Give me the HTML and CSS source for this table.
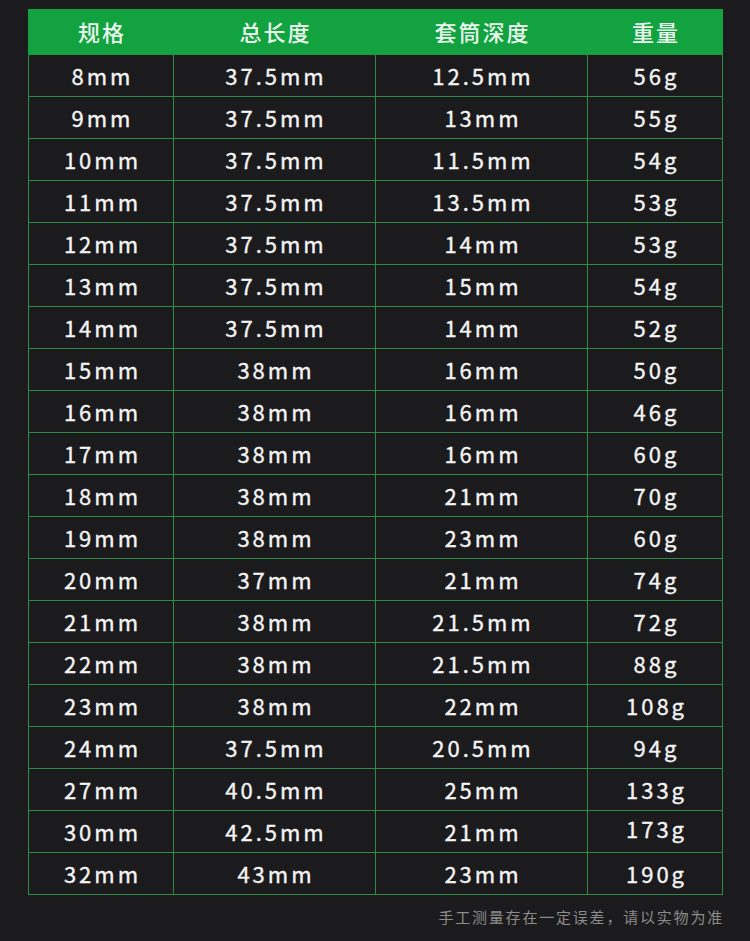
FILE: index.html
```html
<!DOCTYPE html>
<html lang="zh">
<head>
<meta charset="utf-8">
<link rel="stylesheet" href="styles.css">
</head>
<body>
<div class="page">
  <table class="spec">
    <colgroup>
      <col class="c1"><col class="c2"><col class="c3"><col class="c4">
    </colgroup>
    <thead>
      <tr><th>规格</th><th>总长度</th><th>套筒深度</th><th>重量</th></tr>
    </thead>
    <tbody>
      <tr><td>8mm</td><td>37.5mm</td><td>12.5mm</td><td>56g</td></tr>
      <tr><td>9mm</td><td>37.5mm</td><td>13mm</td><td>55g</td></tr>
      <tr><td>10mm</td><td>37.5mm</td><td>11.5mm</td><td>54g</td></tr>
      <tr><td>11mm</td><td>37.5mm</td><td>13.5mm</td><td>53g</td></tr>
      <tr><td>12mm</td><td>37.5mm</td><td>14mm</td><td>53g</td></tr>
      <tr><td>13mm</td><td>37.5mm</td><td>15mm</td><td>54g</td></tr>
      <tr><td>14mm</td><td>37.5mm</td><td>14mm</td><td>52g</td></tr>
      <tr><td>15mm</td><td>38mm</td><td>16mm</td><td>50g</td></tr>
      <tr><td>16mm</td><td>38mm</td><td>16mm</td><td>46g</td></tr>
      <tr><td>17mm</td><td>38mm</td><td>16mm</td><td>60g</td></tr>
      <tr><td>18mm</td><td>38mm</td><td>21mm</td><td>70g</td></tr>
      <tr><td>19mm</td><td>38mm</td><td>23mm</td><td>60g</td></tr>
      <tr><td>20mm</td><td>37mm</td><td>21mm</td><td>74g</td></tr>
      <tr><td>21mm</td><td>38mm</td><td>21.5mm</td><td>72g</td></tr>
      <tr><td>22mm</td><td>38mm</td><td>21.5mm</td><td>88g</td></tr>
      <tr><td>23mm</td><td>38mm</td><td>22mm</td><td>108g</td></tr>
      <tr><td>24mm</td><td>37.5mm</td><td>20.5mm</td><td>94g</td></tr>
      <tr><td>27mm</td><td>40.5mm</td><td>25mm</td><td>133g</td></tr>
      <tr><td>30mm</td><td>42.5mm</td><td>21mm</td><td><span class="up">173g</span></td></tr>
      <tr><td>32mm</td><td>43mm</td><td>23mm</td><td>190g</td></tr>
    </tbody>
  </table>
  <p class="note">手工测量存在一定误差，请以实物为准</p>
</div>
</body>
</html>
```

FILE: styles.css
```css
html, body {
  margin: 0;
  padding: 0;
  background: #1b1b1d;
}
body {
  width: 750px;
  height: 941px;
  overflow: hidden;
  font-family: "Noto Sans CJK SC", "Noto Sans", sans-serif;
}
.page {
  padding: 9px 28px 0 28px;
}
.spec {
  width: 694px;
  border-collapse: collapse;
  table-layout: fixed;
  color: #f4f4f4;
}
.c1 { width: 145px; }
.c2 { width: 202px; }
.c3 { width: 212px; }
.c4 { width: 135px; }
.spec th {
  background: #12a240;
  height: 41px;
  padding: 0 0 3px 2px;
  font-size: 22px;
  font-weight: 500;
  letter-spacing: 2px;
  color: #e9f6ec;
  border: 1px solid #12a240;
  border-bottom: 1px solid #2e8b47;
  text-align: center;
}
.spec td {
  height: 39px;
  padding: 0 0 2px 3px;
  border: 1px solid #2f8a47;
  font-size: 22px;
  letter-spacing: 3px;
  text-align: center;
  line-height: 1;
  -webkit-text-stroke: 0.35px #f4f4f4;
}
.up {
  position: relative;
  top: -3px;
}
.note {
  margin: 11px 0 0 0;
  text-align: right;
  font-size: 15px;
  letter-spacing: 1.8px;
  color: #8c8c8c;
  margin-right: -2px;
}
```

**Direction**
Copy out the whole listing exactly, and don't carry over any pictures.

**Exercise response**
Give me the HTML and CSS source for this table.
FILE: index.html
```html
<!DOCTYPE html>
<html lang="zh">
<head>
<meta charset="utf-8">
<link rel="stylesheet" href="styles.css">
</head>
<body>
<div class="page">
  <table class="spec">
    <colgroup>
      <col class="c1"><col class="c2"><col class="c3"><col class="c4">
    </colgroup>
    <thead>
      <tr><th>规格</th><th>总长度</th><th>套筒深度</th><th>重量</th></tr>
    </thead>
    <tbody>
      <tr><td>8mm</td><td>37.5mm</td><td>12.5mm</td><td>56g</td></tr>
      <tr><td>9mm</td><td>37.5mm</td><td>13mm</td><td>55g</td></tr>
      <tr><td>10mm</td><td>37.5mm</td><td>11.5mm</td><td>54g</td></tr>
      <tr><td>11mm</td><td>37.5mm</td><td>13.5mm</td><td>53g</td></tr>
      <tr><td>12mm</td><td>37.5mm</td><td>14mm</td><td>53g</td></tr>
      <tr><td>13mm</td><td>37.5mm</td><td>15mm</td><td>54g</td></tr>
      <tr><td>14mm</td><td>37.5mm</td><td>14mm</td><td>52g</td></tr>
      <tr><td>15mm</td><td>38mm</td><td>16mm</td><td>50g</td></tr>
      <tr><td>16mm</td><td>38mm</td><td>16mm</td><td>46g</td></tr>
      <tr><td>17mm</td><td>38mm</td><td>16mm</td><td>60g</td></tr>
      <tr><td>18mm</td><td>38mm</td><td>21mm</td><td>70g</td></tr>
      <tr><td>19mm</td><td>38mm</td><td>23mm</td><td>60g</td></tr>
      <tr><td>20mm</td><td>37mm</td><td>21mm</td><td>74g</td></tr>
      <tr><td>21mm</td><td>38mm</td><td>21.5mm</td><td>72g</td></tr>
      <tr><td>22mm</td><td>38mm</td><td>21.5mm</td><td>88g</td></tr>
      <tr><td>23mm</td><td>38mm</td><td>22mm</td><td>108g</td></tr>
      <tr><td>24mm</td><td>37.5mm</td><td>20.5mm</td><td>94g</td></tr>
      <tr><td>27mm</td><td>40.5mm</td><td>25mm</td><td>133g</td></tr>
      <tr><td>30mm</td><td>42.5mm</td><td>21mm</td><td><span class="up">173g</span></td></tr>
      <tr><td>32mm</td><td>43mm</td><td>23mm</td><td>190g</td></tr>
    </tbody>
  </table>
  <p class="note">手工测量存在一定误差，请以实物为准</p>
</div>
</body>
</html>
```

FILE: styles.css
```css
html, body {
  margin: 0;
  padding: 0;
  background: #1b1b1d;
}
body {
  width: 750px;
  height: 941px;
  overflow: hidden;
  font-family: "Noto Sans CJK SC", "Noto Sans", sans-serif;
}
.page {
  padding: 9px 28px 0 28px;
}
.spec {
  width: 694px;
  border-collapse: collapse;
  table-layout: fixed;
  color: #f4f4f4;
}
.c1 { width: 145px; }
.c2 { width: 202px; }
.c3 { width: 212px; }
.c4 { width: 135px; }
.spec th {
  background: #12a240;
  height: 41px;
  padding: 0 0 3px 2px;
  font-size: 22px;
  font-weight: 500;
  letter-spacing: 2px;
  color: #e9f6ec;
  border: 1px solid #12a240;
  border-bottom: 1px solid #2e8b47;
  text-align: center;
}
.spec td {
  height: 39px;
  padding: 0 0 2px 3px;
  border: 1px solid #2f8a47;
  font-size: 22px;
  letter-spacing: 3px;
  text-align: center;
  line-height: 1;
  -webkit-text-stroke: 0.35px #f4f4f4;
}
.up {
  position: relative;
  top: -3px;
}
.note {
  margin: 11px 0 0 0;
  text-align: right;
  font-size: 15px;
  letter-spacing: 1.8px;
  color: #8c8c8c;
  margin-right: -2px;
}
```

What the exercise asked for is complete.